Picot: A narrow row of dainty holes produced to create an edge or a finished flange.
Plisse: Produced by a wet finishing treatment, this fabric has the look of woven seersucker, similar to crepe.
Pilling: Occurs as a result of fibers loosening from the fabric surface to form balls of matted fiber particles.
Pique: A stiff, durable ribbed fabric with an embossed pattern produced by a double warp thread.
Sanforinzed: A process to preshrink fabric. Fabrics with this trademark should never shrink more than 1%
Sateen: A weave construction for mercerized cotton fabrics which produces a smooth, lustrous surface.
Scalloped Edge: A border that contains continuous curves finished with bourdon stitching.
Shrinkage: The contraction of a fiber, yarn or fabric after washing and drying. All products made of natural fibers have a tendency to shrink 4%-8%.
Terry cloth: Type of cloth that has uncut loops on the pile.
Thread count: The number of yarns per square inch in a woven fabric.
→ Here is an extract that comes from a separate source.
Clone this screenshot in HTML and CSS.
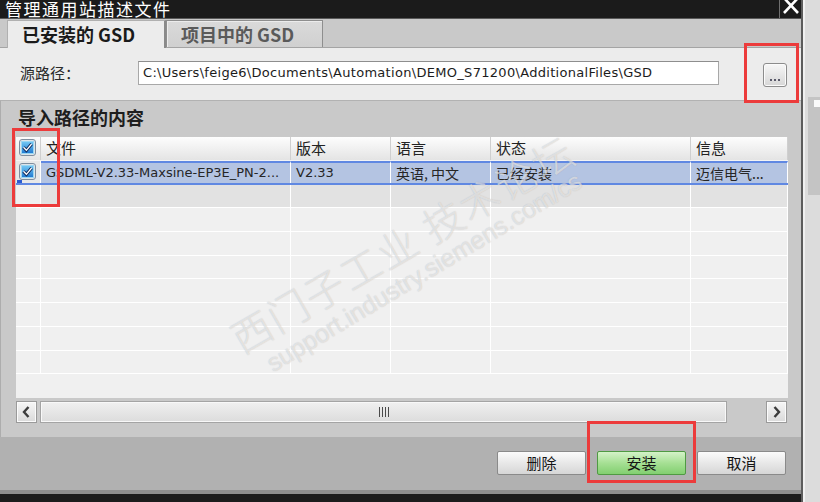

The higher the count the finer the fabric.
Ticking: A very durable striped linen or cotton fabric with a twill weave. This closely woven material is primarily used for mattress and pillow coverings.
Twill: This type of weave is characterized by the lines that are ribbed diagonally across the fabric.
Viscose: An industry term used to describe the most common type of ryano.
Waffle cloth: A honeycomb weave usually of cotton or wool, used mainly for towels and robes.
Warp thread: The set of fixed threads that are set lengthwise across the fabrics.
Weft: The crosswise threads of any woven fabric.
Woof: The threads that cross the warp of a woven fabric, the weft.
Yarn dyed fabrics: Fabrics that are woven with yarns that have been dyed prior to the fabrication of the cloth. Usually used to produce multi colored striped, plaid or jacquard effects. The extra step of dyeing these yarns enhances color consistency and vibrancy. This type of fabric is different from piece dyed, whereby the complete fabric is dyed after weaving.